As the electorate, consisting of only 0.02% of the Hong Kong population, went to the polls in March, others held their own mock election to protest the lack of true democracy [Al Jazeera - YouTube] . But such protests fall on deaf ears, and are certainly not reported in mainland China. And with most of those voting showing loyalty to Beijing it was no surprise that Leung clinched the leadership role.

But while these new protests may unnerve Beijing, but they are unlikely to cave in to the protesters demands.

In accordance with the "One country, two systems" principle agreed between the UK and the PRC, the socialist system of PRC would not be practiced in the Hong Kong Special Administrative Region (HKSAR), and Hong Kong's previous capitalist system and its way of life would remain unchanged for a period of 50 years until 2047.

In fact while much of the focus has been on 2017 and the next Hong Kong elections, 2047 is also a significant milestone.

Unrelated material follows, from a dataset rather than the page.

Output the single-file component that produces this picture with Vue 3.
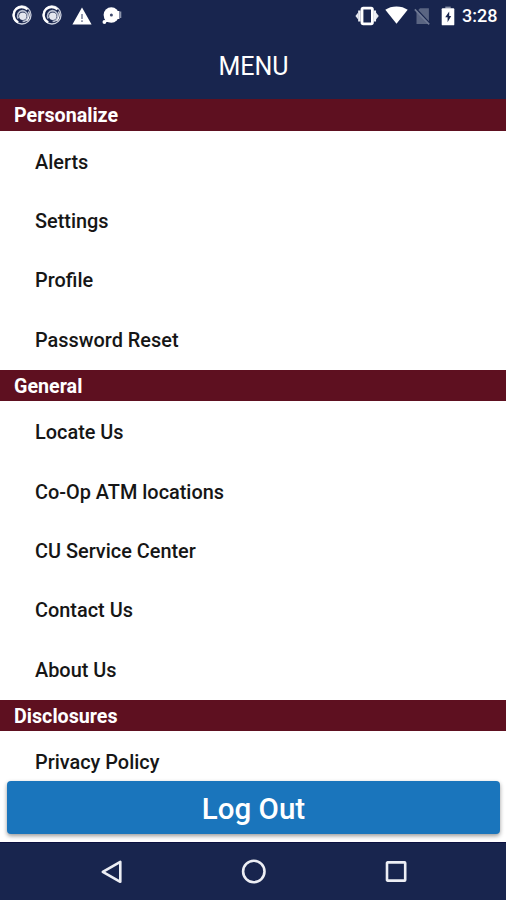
<template>
  <div class="screen">
    <header class="top">
      <div class="status-bar">
        <div class="status-left">
          <svg v-for="n in 2" :key="n" class="icon-swirl" viewBox="0 0 20 20">
            <circle cx="10" cy="10" r="9" fill="none" stroke="#cdd2df" stroke-width="1.3" />
            <path d="M6.2 17.6A8.6 8.6 0 0 1 4.2 4Q9.6 -0.2 15.6 4.4" fill="none" stroke="#fff" stroke-width="2.3" />
            <path d="M6.2 13.5A5.4 5.4 0 0 1 10.4 5.6A5.6 5.6 0 0 1 15.6 12.4Q14.4 16.2 10.6 16.4" fill="none" stroke="#b9c0d1" stroke-width="1.7" />
            <circle cx="10.8" cy="11.2" r="3.7" fill="#e4e7ef" />
            <path d="M16.6 6.4Q18.6 11 14.6 16.2" fill="none" stroke="#fff" stroke-width="1.2" />
          </svg>
          <svg class="icon-warning" viewBox="0 0 20 18">
            <path d="M10 0.5L19.6 17.5H0.4Z" fill="#fff" />
            <path d="M9.1 7h1.8v5H9.1zM9.1 13.2h1.8V15H9.1z" fill="#8a91a6" />
          </svg>
          <svg class="icon-disc" viewBox="0 0 20 18">
            <circle cx="9.3" cy="8" r="7.7" fill="#fff" />
            <path d="M14 4h3.4v8H14z" fill="#fff" />
            <path d="M17.4 4.5h1.9v6.5h-1.9z" fill="#8b93ab" />
            <circle cx="2.4" cy="15" r="1.9" fill="#fff" />
            <path d="M2.4 10.5L7 15L3.5 15Z" fill="#fff" />
            <circle cx="9.4" cy="8" r="1.5" fill="#3f4a6d" />
          </svg>
        </div>
        <div class="status-right">
          <svg class="icon-vibrate" viewBox="0 0 24 20">
            <rect x="7" y="2.2" width="10.4" height="15.6" rx="1.3" fill="none" stroke="#fff" stroke-width="2.8" />
            <path d="M4.4 4.6v10.8M19.8 4.6v10.8" stroke="#eef0f5" stroke-width="2.5" />
            <path d="M3.2 6.6V13.4L0.4 10ZM21 6.6V13.4L23.8 10Z" fill="#e4e7ee" />
          </svg>
          <svg class="icon-wifi" viewBox="0 0 23 18">
            <path d="M11.5 17.7L0.3 3.8Q5 0.4 11.5 0.4T22.7 3.8Z" fill="#fff" />
          </svg>
          <svg class="icon-nosim" viewBox="0 0 17 18">
            <path d="M6 1.2H14.9V17H2.5V4.8Z" fill="#5a6582" />
            <path d="M1.6 1.4L16.4 17" stroke="#18254e" stroke-width="1.7" />
            <path d="M0.8 2.4L15.2 17.4" stroke="#707a95" stroke-width="1.6" />
          </svg>
          <svg class="icon-battery" viewBox="0 0 14 20">
            <path d="M4.3 0.6h5.4v2H4.3z" fill="#8b93a8" />
            <rect x="0.7" y="2.3" width="12.6" height="17" rx="0.9" fill="#fff" />
            <path d="M8.2 5.5L4.2 11.2H6.6V16.2L10.2 10H8.2Z" fill="#18254e" />
          </svg>
          <span class="time">3:28</span>
        </div>
      </div>
      <h1 class="title">MENU</h1>
    </header>

    <main class="menu">
      <section v-for="section in sections" :key="section.title" class="section">
        <h2 class="section-title">{{ section.title }}</h2>
        <div v-for="item in section.items" :key="item" class="item">{{ item }}</div>
      </section>
    </main>

    <div class="logout-wrap">
      <button class="btn-logout">Log Out</button>
    </div>

    <nav class="nav-bar">
      <svg class="nav-icon back" viewBox="0 0 24 26">
        <path d="M20.3 2.8V22.8L2.8 12.8Z" />
      </svg>
      <svg class="nav-icon home" viewBox="0 0 26 26">
        <circle cx="12.8" cy="12.5" r="10.7" />
      </svg>
      <svg class="nav-icon recent" viewBox="0 0 24 24">
        <rect x="3" y="2.4" width="18.2" height="18.2" rx="0.6" />
      </svg>
    </nav>
  </div>
</template>

<script setup>
const sections = [
  {
    title: 'Personalize',
    items: ['Alerts', 'Settings', 'Profile', 'Password Reset']
  },
  {
    title: 'General',
    items: ['Locate Us', 'Co-Op ATM locations', 'CU Service Center', 'Contact Us', 'About Us']
  },
  {
    title: 'Disclosures',
    items: ['Privacy Policy']
  }
]
</script>

<style>
body {
  margin: 0;
  background: #fff;
}
</style>

<style scoped>
.screen {
  display: flex;
  flex-direction: column;
  width: 100%;
  height: 900px;
  overflow: hidden;
  background: #fff;
  font-family: Roboto, "Liberation Sans", sans-serif;
}

.top {
  flex: none;
  height: 99px;
  background: #18254e;
  color: #fff;
}

.status-bar {
  display: flex;
  justify-content: space-between;
  height: 32px;
  padding: 0 9px 0 12px;
  box-sizing: border-box;
}

.status-left,
.status-right {
  display: flex;
  align-items: center;
}

.icon-swirl {
  width: 20px;
  height: 20px;
  margin: 0 10px 2px 0;
}

.icon-warning {
  width: 20px;
  height: 18px;
  margin: 0 10px 1px 0;
}

.icon-disc {
  width: 20px;
  height: 18px;
}

.icon-vibrate {
  width: 24px;
  height: 20px;
  margin: 0 6px 1px 0;
}

.icon-wifi {
  width: 23px;
  height: 18px;
  margin: 0 6px 2px 0;
}

.icon-nosim {
  width: 17px;
  height: 18px;
  margin: 0 10px 1px 0;
}

.icon-battery {
  width: 14px;
  height: 20px;
  margin: 0 7px 1px 0;
}

.time {
  width: 35px;
  font-size: 18px;
  font-weight: 500;
  line-height: 32px;
  white-space: nowrap;
}

.title {
  margin: 0;
  padding-left: 1px;
  font-size: 25px;
  font-weight: 400;
  line-height: 69px;
  text-align: center;
}

.menu {
  flex: none;
  height: 682px;
  overflow: hidden;
}

.section {
  padding-bottom: 1.4px;
}

.section-title {
  height: 31.5px;
  margin: 0;
  padding-left: 14px;
  background: #5e1020;
  color: #fff;
  font-size: 19.7px;
  font-weight: 700;
  line-height: 34px;
}

.item {
  height: 59.45px;
  padding-left: 35px;
  color: #161616;
  font-size: 19.9px;
  font-weight: 500;
  line-height: 64px;
}

.logout-wrap {
  flex: 1;
  padding: 0 6px 0 7px;
}

.btn-logout {
  display: block;
  width: 100%;
  height: 52.5px;
  padding: 0;
  border: none;
  border-radius: 4px;
  background: #1a75bc;
  box-shadow: 0 2px 4px rgba(0, 0, 0, 0.4);
  color: #fff;
  font-family: inherit;
  font-size: 29.5px;
  font-weight: 500;
  line-height: 57px;
}

.nav-bar {
  flex: none;
  display: flex;
  align-items: center;
  height: 58px;
  border-top: 1px solid #0b1040;
  box-sizing: border-box;
  background: #18254e;
}

.nav-icon {
  fill: none;
  stroke: #eceef4;
  stroke-width: 2.6;
  stroke-linejoin: round;
}

.back {
  width: 24px;
  height: 26px;
  margin-left: 100px;
}

.home {
  width: 26px;
  height: 26px;
  margin-left: 117px;
}

.recent {
  width: 24px;
  height: 24px;
  margin-left: 117px;
}
</style>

Will the freedoms currently enjoyed in the region be eroded? And will business be affected?

Future uncertainty

There may certainly be a drain of confidence in the markets if protests continue, but there are also concerns for the future amongst those that do business in Hong Kong. Indeed the uncertainty of what will happen after 2047 is clearly an issue for those that do business in Hong Kong.

The protests have spread across much of Hong Kong and beyond the central business district. This will be of concern not only for Hong Kong authorities but also for Beijing who will be worried that any concessions may spark protests for democracy in mainland China.

The protests may have been largely peaceful, but the world will be watching closely worried perhaps that the continued demonstrations could precipitate a response similar to the Tiananmen Massacre of 1989.